Lay funeral ministers start work in Diocese

IT was a ‘historic day’ at Holy Cross Church in Lisnaskea on Sunday as the Bishop of Clogher commissioned 45 new members of the laity to the Parish Bereavement Teams across the Diocese.
As previously reported by the Herald, it was confirmed in September that over 40 new ‘lay leaders’ will be introduced to Clogher Diocese to preside over funerals as parishioners take on more duties.
It was also confirmed that over 70 new lay leaders have been undertaking training in Clogher and Down and Connor dioceses, as the shortage of priests in Ireland continues.
“This morning [Sunday] in Holy Cross Church Lisnaskea, Bishop Larry Duffy commissioned 45 members of Parish Bereavement Teams from throughout the Diocese,” posted the Parish of Aghalurcher.
“Congratulations to all. We look forward to seeing more of our laity taking up these new roles.”
A spokesperson for the Diocese of Clogher was pleased with the success of Sunday’s commissioning of laity to the Parish Bereavement Teams.
“Today [Sunday] was an historic day for the Diocese of Clogher as Bishop Larry formally commissioned 29 Funeral Ministers from across the diocese at Holy Cross Church, Lisnaskea,” said a spokesperson.
“These ministers will accompany families and communities at times of bereavement and loss and to lead some parts of funeral liturgies. As Bishop Larry has said, ‘Our Baptism calls us to serve in new ways’.”
In worrying news for the Catholic Church in Ireland, the Bishop of Clogher recently warned that there will be fewer than 10 priests covering the 85 churches across the whole diocese in the next 20 years
Communications Officer for the Diocese of Clogher, Dr Gary Carville, previously told the Irish Catholic newspaper that laity must take an active role in the Church.
“It’s a very welcome development and flows from the initiative of Bishop of Clogher Larry Duffy, who sought to invite and involve more lay people in parish ministry including some liturgical ministry,” he said.
“It’s heartening that over 40 people have been nominated by their parish and volunteered to come forward for their training [which will be carried out in conjunction with the ministry teams of Down and Connor].”

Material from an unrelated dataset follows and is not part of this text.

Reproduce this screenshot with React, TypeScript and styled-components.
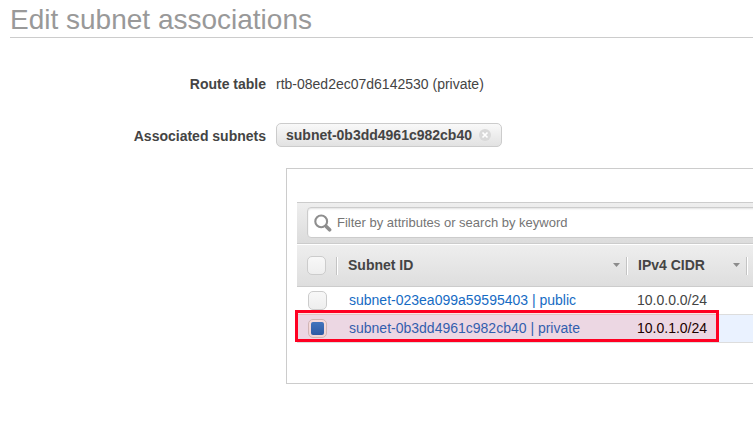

Locally, there was no 12 noon mass throughout the month of August last year at St Michael’s Church in Enniskillen due to clerical shortages impacting across the Diocese of Clogher.
Monsignor Peter O’Reilly previously called on the laity to have a greater involvement in local churches.
“Looking to the future, it is clear that we should no longer maintain a provision that depends integrally on a situation where two of the three priests in the parish are aged over 70,” said the Enniskillen priest.
“Future provision will have to take account of a greater role for lay people in the celebration of liturgies.”